Nella prima metà del 1970 padre Sorge, colto e sensibile gesuita stretto collaboratore di Paolo VI, aveva percepito l’importanza politica e sociale ma anche culturale e teologica della questione ambientale. Probabilmente su stimolo di una prima corrispondenza con Nebbia, egli aveva probabilmente suggerito al Papa di affrontare l’argomento nel corso di un suo discorso alla FAO. Visti i rapporti tra Paolo VI e Sorge non è da escludere che quel discorso, il primo in cui un pontefice parlava di ecologia, fosse stato proprio redatto, o quantomeno strutturato, dal gesuita. Qualche giorno dopo Sorge aveva pubblicato un ampio, maturo e informato commento al discorso papale che per la prima volta poneva ai lettori della “Civiltà cattolica” il problema del degrado ambientale e del ruolo dell’uomo in esso. Grazie a questi precedenti la Santa Sede gli affidò il compito di coordinare un gruppo di lavoro incaricato di redigere il contributo ufficiale della Santa Sede alla conferenza di Stoccolma. Nebbia fu il principale animatore e ispiratore della redazione del testo, che si sarebbe rivelato uno dei più circostanziati e avanzati tra quelli prodotti dalle delegazioni nazionali al consesso dell’Onu.

Negli anni immediatamente successivi, anche se in modo non del tutto evidente ed esplicito, due tendenze si scontrarono all’interno della Chiesa. La prima tendeva a legittimare e istituzionalizzare l’impegno ecclesiastico in campo ambientale; la seconda invece tendeva a mettere la sordina, nella Chiesa come nel mondo, all’attenzione verso l’ambiente. I protagonisti della prima tendenza provarono a consolidare e ad ampliare il peso dell’ambiente nell’agenda di “Iustitia et pax” e per qualche anno ottennero dei piccoli risultati, apparentemente promettenti. I protagonisti della seconda tendenza iniziarono invece, appena dopo la fine della conferenza di Stoccolma, a circondare di cautele politiche e teologiche la questione ambientale. Essa infatti oltre ad essere poco compresa e poco sentita veniva identificata con il pericolo di diffondere nell’opinione pubblica mondiale e nei governi idee favorevoli alla limitazione delle nascite, che la Chiesa considerava una pratica immorale e pericolosissima, da combattere con tutte le forze.

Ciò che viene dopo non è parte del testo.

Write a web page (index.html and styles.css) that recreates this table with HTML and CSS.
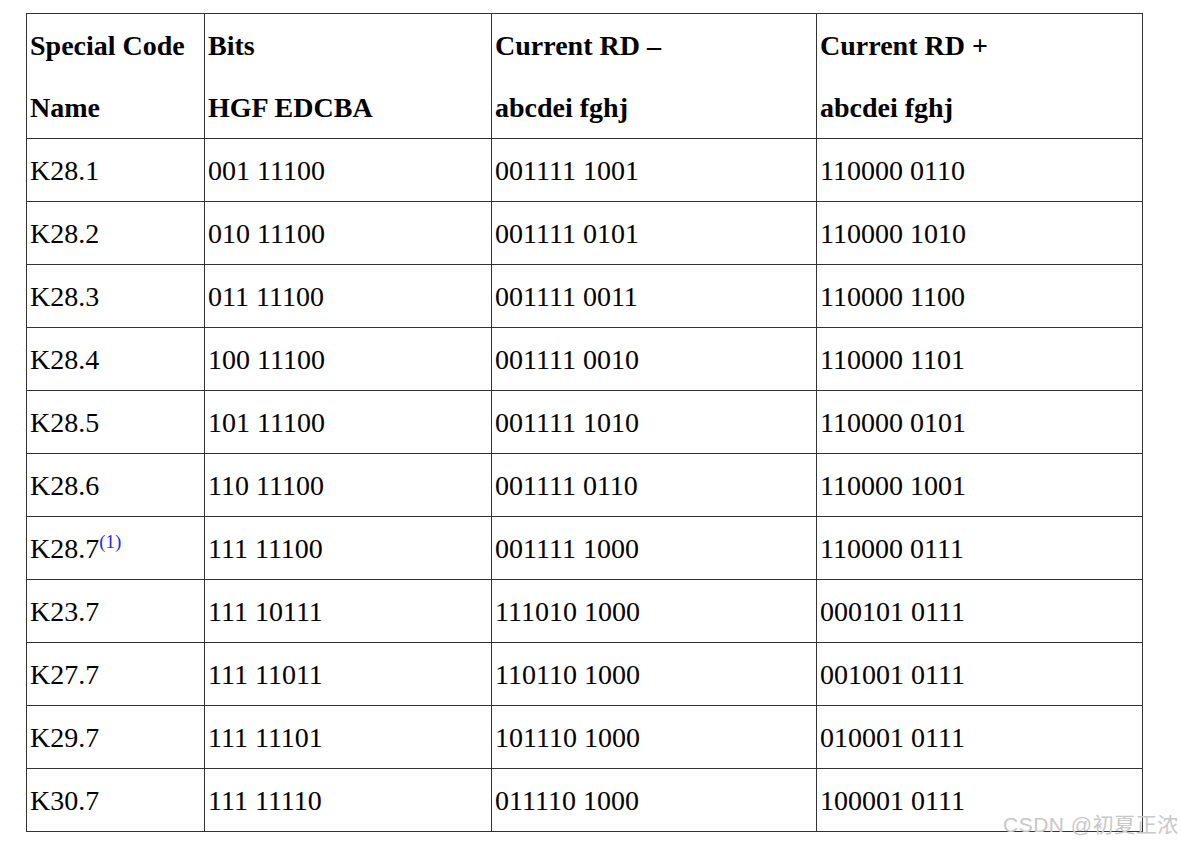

Questa preoccupazione e questa battaglia contribuirono a far considerare l’ecologia – che già toccava poche corde cattoliche – come una specie di cavallo di Troia dei “malthusiani”. La seconda tendenza – sostenuta dai vertici della Chiesa – finì così col prevalere, e le timide aperture ottenute dalla prima tendenza furono presto accantonate. Alla metà degli anni Settanta il discorso era sostanzialmente chiuso.

È stato questo complesso di eventi, assieme al progressivo abbandono dello spirito, delle istanze e delle priorità del Concilio Vaticano II, a relegare fino ad oggi l’ecologia lontano dalla sensibilità e dalle priorità della Chiesa e dei cattolici. E ciò nonostante qualche timida e formale affermazione di Wojtyla e di Ratzinger nel corso degli ultimi trent’anni.

Dentro la sua ripresa dei temi e dello spirito del Concilio Vaticano II Jorge Bergoglio sembra dunque voler riannodare un filo interrotto. Con quali risultati, si vedrà.

[1] La vicenda ricostruita qui solo per brevi cenni è raccontata in dettaglio e con tutte le necessarie pezze d’appoggio in un saggio dal titolo “Only One Earth: The Holy See and Ecology”, in corso di pubblicazione negli atti del convegno Environmental Protection in the Global Twentieth Century: International Organizations, Networks and Diffusion of Ideas and Policies (Berlin 25-27.10.2012), a cura di Jan-Henrik Meyer e Wolfram Kaiser, per i tipi di Berghan Books, Oxford-New York.